I am in complete shock by the design of @Grokipedia.
— Nuseir Yassin (@nasdaily) January 11, 2026
Grok wrote a 10,000 word article about my career.
It was 95% accurate.
But it got one big thing wrong. It said I got divorced.
Truth is, I was never married.
Instead of begging an anonymous editor to correct this, I… pic.twitter.com/rSsVRpDwQh
But what caught the internet's attention was not the mistake itself, but how Grokipedia handled the correction. Instead of appealing to volunteer editors, as is standard practice on Wikipedia, Yassin said he simply pointed out the incorrect sentence and typed a short clarification stating that he had never been married. Grokipedia then allegedly responded by conducting what he described as an unusually long verification process. The AI reportedly scanned hours of his content and reassessed the claim before approving and publishing the correction almost instantly.
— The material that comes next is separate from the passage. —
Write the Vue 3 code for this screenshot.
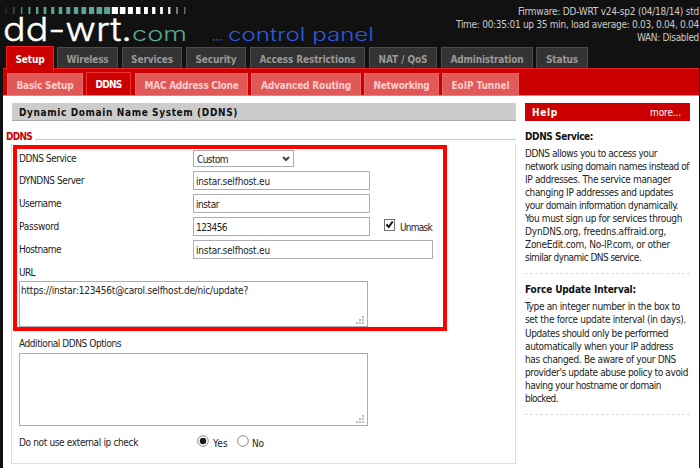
<script setup>
const bars = Array.from({ length: 24 }, (_, i) => {
  const w = i < 14 ? 0.7 + i * 0.41 : 6.2 - (i - 14) * 0.58
  return {
    x: 6.1 + i * 7.77 - w / 2,
    w,
    fill: i < 14 ? '#5aa593' : '#fff',
    opacity: i < 3 ? 0.5 + i * 0.15 : i > 21 ? 0.55 : 1,
  }
})

const status = [
  ['Firmware: DD-WRT v24-sp2 (04/18/14) std', 181],
  ['Time: 00:35:01 up 35 min, load average: 0.03, 0.04, 0.04', 243],
  ['WAN: Disabled', 62],
]

const tabs = [
  { label: 'Setup', tw: 29, cls: 'setup' },
  { label: 'Wireless', tw: 42, cls: 'wireless' },
  { label: 'Services', tw: 42, cls: 'services' },
  { label: 'Security', tw: 41, cls: 'security' },
  { label: 'Access Restrictions', tw: 96, cls: 'access' },
  { label: 'NAT / QoS', tw: 49, cls: 'nat' },
  { label: 'Administration', tw: 73, cls: 'admin' },
  { label: 'Status', tw: 32, cls: 'status-tab' },
]

const subTabs = [
  { label: 'Basic Setup', tw: 57, cls: 'basic' },
  { label: 'DDNS', tw: 26, cls: 'ddns' },
  { label: 'MAC Address Clone', tw: 94, cls: 'mac' },
  { label: 'Advanced Routing', tw: 90, cls: 'routing' },
  { label: 'Networking', tw: 56, cls: 'network' },
  { label: 'EoIP Tunnel', tw: 58, cls: 'eoip' },
]

const help = [
  {
    title: ['DDNS Service:', 68],
    lines: [
      ['DDNS allows you to access your', 132],
      ['network using domain names instead of', 164],
      ['IP addresses. The service manager', 146],
      ['changing IP addresses and updates', 148],
      ['your domain information dynamically.', 153],
      ['You must sign up for services through', 157],
      ['DynDNS.org, freedns.affraid.org,', 141],
      ['ZoneEdit.com, No-IP.com, or other', 145],
      ['similar dynamic DNS service.', 116],
    ],
  },
  {
    title: ['Force Update Interval:', 111],
    lines: [
      ['Type an integer number in the box to', 155],
      ['set the force update interval (in days).', 161],
      ['Updates should only be performed', 143],
      ['automatically when your IP address', 148],
      ['has changed. Be aware of your DNS', 151],
      ["provider's update abuse policy to avoid", 163],
      ['having your hostname or domain', 136],
      ['blocked.', 33],
    ],
  },
]

// Tracks a label so that its text run takes the given width in pixels.
const vFit = {
  mounted(el, { value }) {
    const range = document.createRange()
    range.selectNodeContents(el)
    const natural = range.getBoundingClientRect().width
    el.style.letterSpacing = `${(value - natural) / el.textContent.length}px`
  },
}
</script>

<template>
  <div class="page">
    <header class="header">
      <svg class="logo" width="400" height="54" viewBox="0 0 400 54">
        <rect v-for="(b, i) in bars" :key="i" :x="b.x" y="7" :width="b.w" height="7" :fill="b.fill" :opacity="b.opacity" />
        <text class="brand" x="3" y="41" textLength="129" lengthAdjust="spacingAndGlyphs">dd-wrt.</text>
        <text class="com" x="132" y="41" textLength="55" lengthAdjust="spacingAndGlyphs">com</text>
        <text class="panel-dots" x="212" y="41" textLength="11" lengthAdjust="spacingAndGlyphs">...</text>
        <text class="panel" x="228" y="41" textLength="146" lengthAdjust="spacingAndGlyphs">control panel</text>
      </svg>
      <div class="status">
        <div v-for="s in status" :key="s[0]"><span v-fit="s[1]">{{ s[0] }}</span></div>
      </div>
    </header>

    <nav class="tabs">
      <a v-for="(t, i) in tabs" :key="t.label" :class="['tab', t.cls, { active: i === 0 }]"><span v-fit="t.tw">{{ t.label }}</span></a>
    </nav>

    <div class="body">
      <nav class="subtabs">
        <a v-for="(t, i) in subTabs" :key="t.label" :class="['sub', t.cls, { active: i === 1 }]"><span v-fit="t.tw">{{ t.label }}</span></a>
      </nav>

      <div class="columns">
        <main class="main">
          <h1 class="title"><span v-fit="219">Dynamic Domain Name System (DDNS)</span></h1>
          <div class="legend"><span v-fit="26">DDNS</span><i></i></div>
          <section class="fieldset">
            <div class="highlight"></div>
            <div class="row service">
              <label><span v-fit="57">DDNS Service</span></label>
              <div class="field select">
                <span v-fit="31">Custom</span>
                <svg width="8" height="6" viewBox="0 0 8 6"><path d="M1 1 L4 4 L7 1" fill="none" stroke="#444" stroke-width="2" /></svg>
              </div>
            </div>
            <div class="row server">
              <label><span v-fit="65">DYNDNS Server</span></label>
              <div class="field"><span v-fit="74">instar.selfhost.eu</span></div>
            </div>
            <div class="row user">
              <label><span v-fit="42">Username</span></label>
              <div class="field"><span v-fit="23">instar</span></div>
            </div>
            <div class="row pass">
              <label><span v-fit="40">Password</span></label>
              <div class="field"><span v-fit="31">123456</span></div>
              <svg class="check" width="11" height="12" viewBox="0 0 11 12"><rect x=".5" y=".5" width="10" height="11" fill="#fff" stroke="#707070" /><path d="M2.5 5.5 L4.7 8 L8.7 2.5" fill="none" stroke="#111" stroke-width="2" /></svg>
              <span class="unmask"><span v-fit="32">Unmask</span></span>
            </div>
            <div class="row host">
              <label><span v-fit="42">Hostname</span></label>
              <div class="field wide"><span v-fit="74">instar.selfhost.eu</span></div>
            </div>
            <div class="caption url"><span v-fit="16">URL</span></div>
            <div class="area url-area">
              <span v-fit="227">https://instar:123456t@carol.selfhost.de/nic/update?</span>
              <svg class="grip" width="8" height="8" viewBox="0 0 8 8"><path d="M6 0h2v2h-2zM3 3h2v2h-2zM6 3h2v2h-2zM0 6h2v2h-2zM3 6h2v2h-2zM6 6h2v2h-2z" fill="#bbb" /></svg>
            </div>
            <div class="caption options"><span v-fit="102">Additional DDNS Options</span></div>
            <div class="area options-area">
              <svg class="grip" width="8" height="8" viewBox="0 0 8 8"><path d="M6 0h2v2h-2zM3 3h2v2h-2zM6 3h2v2h-2zM0 6h2v2h-2zM3 6h2v2h-2zM6 6h2v2h-2z" fill="#bbb" /></svg>
            </div>
            <div class="row external">
              <label><span v-fit="119">Do not use external ip check</span></label>
              <svg class="radio" width="12" height="12" viewBox="0 0 12 12"><circle cx="6" cy="6" r="5.3" fill="#fff" stroke="#8a8a8a" /><circle cx="6" cy="6" r="3.2" fill="#1c1c1c" /></svg>
              <span class="yes"><span v-fit="15">Yes</span></span>
              <svg class="radio" width="12" height="12" viewBox="0 0 12 12"><circle cx="6" cy="6" r="5.3" fill="#fff" stroke="#8a8a8a" /></svg>
              <span class="no"><span v-fit="12">No</span></span>
            </div>
          </section>
        </main>

        <aside class="help">
          <div class="help-bar"><b v-fit="26">Help</b><span v-fit="31">more...</span></div>
          <section v-for="h in help" :key="h.title[0]" class="topic">
            <h2><span v-fit="h.title[1]">{{ h.title[0] }}</span></h2>
            <p v-for="l in h.lines" :key="l[0]"><span v-fit="l[1]">{{ l[0] }}</span></p>
          </section>
        </aside>
      </div>
    </div>
  </div>
</template>

<style>
body { margin: 0; background: #111; overflow: hidden; }
</style>

<style scoped>
* { box-sizing: border-box; }
.page {
  width: 700px; height: 468px; overflow: hidden; background: #111;
  display: flex; flex-direction: column;
  font: 10px/13px "DejaVu Sans Condensed", "DejaVu Sans", sans-serif;
  font-stretch: condensed; color: #222; white-space: nowrap;
}
.header { height: 46px; flex: none; display: flex; justify-content: space-between; align-items: flex-start; }
.logo { flex: none; }
.brand, .com, .panel, .panel-dots { font-family: Inter, sans-serif; font-weight: 300; }
.brand { font-size: 33px; fill: #fff; stroke: #fff; stroke-width: 0.4px; }
.com { font-size: 20px; fill: #5aa593; }
.panel, .panel-dots { font-size: 18px; fill: #2b5ce0; }
.status { padding: 5px 1px 0 0; text-align: right; color: #ccc; }

.tabs { height: 22px; flex: none; display: flex; align-items: flex-end; padding-left: 6px; position: relative; z-index: 1; }
.tab {
  height: 21px; margin-right: 4px; display: flex; justify-content: center; align-items: center;
  padding-top: 3px; background: #333; border: 1px solid #4c4c4c; border-bottom: 0; color: #999; font-weight: bold;
}
.tab.active { height: 24px; margin: 0 3px -2px 0; padding-bottom: 1px; background: #c00; border-color: #e22; color: #fff; }
.setup { width: 48px; }
.wireless { width: 61px; }
.services { width: 60px; }
.security { width: 60px; }
.access { width: 115px; }
.nat { width: 68px; }
.admin { width: 92px; margin-right: 3px; }
.status-tab { width: 52px; }

.body { flex: 1; margin: 0 1px 0 3px; background: #fff; }
.subtabs { height: 28px; display: flex; align-items: flex-end; padding-left: 4px; background: #c00; border-top: 1px solid #e22; border-bottom: 1px solid #e98080; }
.sub {
  height: 22px; display: flex; justify-content: center; align-items: center; padding-top: 2px; margin-right: 3px;
  background: #e05858; border: 1px solid #e86a6a; border-bottom: 0; color: #ffcece; font-weight: bold;
}
.sub.active { height: 23px; background: #c00; border-color: #e33; color: #fff; margin-right: 4px; padding-top: 1px; }
.basic { width: 76px; }
.ddns { width: 45px; }
.mac { width: 113px; }
.routing { width: 110px; }
.network { width: 75px; }
.eoip { width: 77px; }

.columns { display: flex; justify-content: space-between; padding: 7px 9px 0 3px; }
.main { width: 510px; }
.title {
  width: 504px; height: 18px; margin: 0 0 0 6px; padding: 1px 0 0 7px; display: flex; align-items: center;
  background: #ccc; border-bottom: 1px solid #aaa; font-size: 10px; color: #111;
}
.legend { display: flex; align-items: center; gap: 3px; height: 13px; margin-top: 9px; color: #c00; font-weight: bold; }
.legend i { flex: 1; height: 1px; margin-top: 5px; background: #ccc; }
.fieldset { position: relative; height: 321px; margin-left: 5px; padding: 7px 0 0 7px; border: solid #ddd; border-width: 0 1px 1px 1px; }
.highlight { position: absolute; z-index: 1; left: 1px; top: 2px; width: 434px; height: 186px; border: 4px solid #f00; }
.row { display: flex; align-items: center; }
.row label { width: 174px; flex: none; }
.field {
  width: 177px; height: 19px; padding: 1px 0 0 2px; display: flex; align-items: center;
  border: 1px solid #aaadb2; background: #fff; flex: none;
}
.select { width: 101px; height: 17px; justify-content: space-between; padding: 1px 3px 0; }
.wide { width: 240px; }
.service { height: 17px; }
.server { height: 19px; margin-top: 4px; }
.user { height: 19px; margin-top: 4px; }
.pass { height: 19px; margin-top: 4px; }
.host { height: 19px; margin-top: 4px; }
.check { margin: 0 5px 3px 14px; }
.unmask { padding-top: 1px; }
.caption { height: 13px; }
.url { margin-top: 7px; }
.area { position: relative; width: 349px; border: 1px solid #aaadb2; background: #fff; }
.url-area { height: 46px; margin-top: 2px; padding: 2px 0 0 1px; }
.grip { position: absolute; right: 3px; bottom: 2px; }
.options { margin-top: 10px; }
.options-area { height: 73px; margin-top: 3px; }
.external { height: 13px; margin-top: 10px; }
.external label { width: 178px; }
.radio { flex: none; margin-bottom: 3px; }
.yes { width: 19px; margin-left: 4px; margin-right: 5px; padding-top: 1px; }
.no { margin-left: 3px; padding-top: 1px; }

.help { width: 165px; }
.help-bar { height: 18px; display: flex; justify-content: space-between; align-items: center; padding: 1px 9px 0 7px; background: #c00; color: #fff; }
.topic { border-bottom: 1px dashed #ddd; padding-bottom: 9px; }
.topic h2 { margin: 9px 0 4px; font-size: 10px; line-height: 13px; color: #111; }
.topic p { margin: 0; line-height: 13.05px; }
</style>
This then led Yassin to call the experience a fundamental change in how online knowledge systems might operate in the future. In his tweet, he argued that this design shows what Elon Musk has repeatedly described as a focus on 'truth', not as a branding exercise but as a functional principle built into the system. The post went on to criticise Google for prioritising Wikipedia in search results. That being said, many users are still unsure of the inherent bias studies have reportedly found within Grokipedia.